Analyses

France : Macron pousse la langue française d’une manière jamais vue auparavant

Dès le début de son premier mandat à la présidence de la France en 2017 , Emmanuel Macron a fait de la relance du français langue mondiale son premier projet culturel.

Pendant près de trois siècles, le statut du français comme langue internationale a été considéré comme un atout majeur pour la nation française. Il est parlé dans quelque 106 pays et est la langue officielle de 32 États et gouvernements .

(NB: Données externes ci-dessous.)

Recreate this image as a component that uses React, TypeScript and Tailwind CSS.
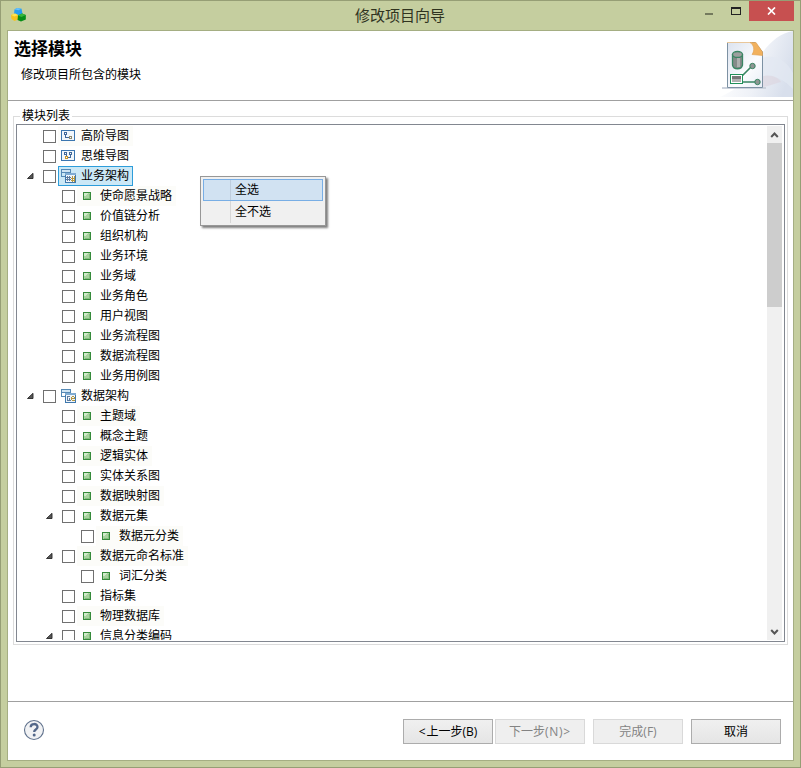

La France a bénéficié de sa « propriété » de la langue dans laquelle se sont déroulées de nombreuses discussions politiques, commerciales, intellectuelles et artistiques influentes dans le monde. Il y a déjà un demi-siècle, sous les présidents Charles de Gaulle et Georges Pompidou, cependant, on avait déjà le sentiment qu’il perdait du terrain. Des discussions importantes se déroulaient de plus en plus dans d’autres langues, en particulier l’anglais, qui avait commencé à s’imposer comme la lingua franca dominante dans le monde.

Plus récemment, les défenseurs du français ont accusé les propres élites françaises de céder à l’étreinte de l’anglais, ou « globish », comme certaines de ses variantes internationales sont parfois étiquetées de manière désobligeante .

Macron a cherché à renverser cet esprit de reddition dans une série de discours et d’initiatives très médiatisées. Ses idées ont été mises en évidence dans un discours à l’Institut de France à Paris, mais aussi étoffées lors de présentations à Ouagadougou , Francfort , Erevan et la Sorbonne .

Plus concrètement, son nouveau grand projet architectural de 185 millions d’euros, le site culturel de la Cité internationale de la langue française , s’apprête à ouvrir ses portes aux portes de Paris à Villers-Cotterêts. L’objectif est de projeter à nouveau le français dans le monde comme une langue mondiale historiquement enracinée mais tournée vers l’avenir et dynamique.

Dans un article récemment publié , j’ai exploré pourquoi Macron s’était lancé dans cette « reprojection » du français et en quoi son approche différait de celles de ses prédécesseurs. J’ai regardé les difficultés qu’elle rencontrait et ses liens avec une autre de ses premières priorités politiques, la refonte des relations entre la France et l’Afrique.

Nouvelles présentations du français

Le français était autrefois considéré comme l’une des deux langues (avec l’anglais) qui donnerait à ses locuteurs un accès direct maximal aux couloirs de l’influence diplomatique, à la pointe de l’innovation intellectuelle et aux négociations d’opportunités commerciales.

Mais l’importance et l’attractivité du français ne peuvent plus être tenues pour acquises. Au cours des trois dernières décennies environ, l’anglais est incontestablement devenu la langue de travail dominante dans le monde. Et d’autres langues telles que le mandarin, l’arabe, l’hindi, l’espagnol et le portugais ont pris de l’importance avec leurs régions géopolitiques respectives.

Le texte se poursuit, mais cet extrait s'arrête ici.